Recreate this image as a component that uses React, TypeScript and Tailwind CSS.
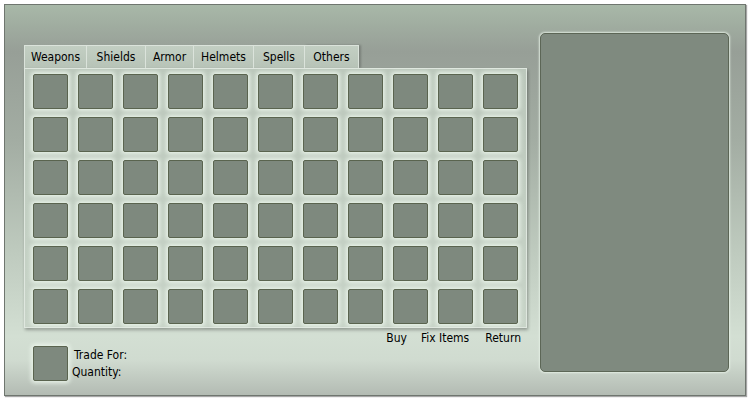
import React from "react";

const tabs = ["Weapons", "Shields", "Armor", "Helmets", "Spells", "Others"];
const tabWidths = ["w-[62px]", "w-[59px]", "w-[48px]", "w-[60px]", "w-[51px]", "w-[55px]"];

const Slot = () => (
    <div className="w-[35px] h-[35px] rounded-[2px] border border-[#5a644f] bg-[#7e897e] shadow-[0_0_4px_2px_rgba(236,246,236,0.9)]" />
);

export default function App() {
    return (
        <div className="w-[750px] h-[400px] bg-white p-[4px] font-['DejaVu_Sans_Condensed','DejaVu_Sans',sans-serif] text-[12px] text-black">
            <div className="w-[742px] h-[392px] border border-[#6f766f] shadow-[1px_1px_1px_rgba(0,0,0,0.35)] bg-[linear-gradient(to_bottom,#a8b8a8_0%,#9fab9f_6%,#979f97_12%,#a3ada3_35%,#bdc9bd_62%,#d3dfd3_85%,#d0dbd0_91%,#b3bbb3_100%)] flex pl-[19px] pt-[28px]">
                {/* left column */}
                <div className="w-[503px] pt-[12px] flex flex-col">
                    <div className="flex h-[23px]">
                        {tabs.map((t, i) => (
                            <div
                                key={t}
                                className={`${tabWidths[i]} h-[23px] flex items-center justify-center border-t border-l border-[#dbe3db] bg-[linear-gradient(to_bottom,#c3cfc3,#b7c3b7)] ${i === tabs.length - 1 ? "border-r shadow-[2px_0_2px_rgba(0,0,0,0.2)]" : ""}`}
                            >
                                {t}
                            </div>
                        ))}
                    </div>
                    <div className="h-[260px] border border-[#dfe7df] bg-[linear-gradient(to_bottom,#bcc8bc,#c8d4c8)] shadow-[1px_2px_3px_rgba(0,0,0,0.3)] pl-[8px] pt-[5px] grid grid-cols-[repeat(11,35px)] grid-rows-[repeat(6,35px)] gap-x-[10px] gap-y-[8px]">
                        {Array.from({ length: 66 }).map((_, i) => (
                            <Slot key={i} />
                        ))}
                    </div>
                    <div className="mt-[3px] h-[14px] flex justify-end pr-[6px] leading-[14px]">
                        <span>Buy</span>
                        <span className="ml-[14px]">Fix Items</span>
                        <span className="ml-[16px]">Return</span>
                    </div>
                    <div className="mt-[1px] flex pl-[9px]">
                        <Slot />
                        <div className="flex flex-col leading-[17px] pt-[1px]">
                            <span className="pl-[6px]">Trade For:</span>
                            <span className="pl-[4px]">Quantity:</span>
                        </div>
                    </div>
                </div>
                {/* right panel */}
                <div className="ml-[13px] w-[189px] h-[339px] rounded-[5px] border border-[#5c6656] bg-[#7f8a7f] shadow-[0_0_2px_1px_rgba(230,240,230,0.9)]" />
            </div>
        </div>
    );
}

+--

**GOAL**
Copy every line of the listing containing the string "React".

**RESULT OF THIS EXERCISE**
Recreate this image as a component that uses React, TypeScript and Tailwind CSS.
import React from "react";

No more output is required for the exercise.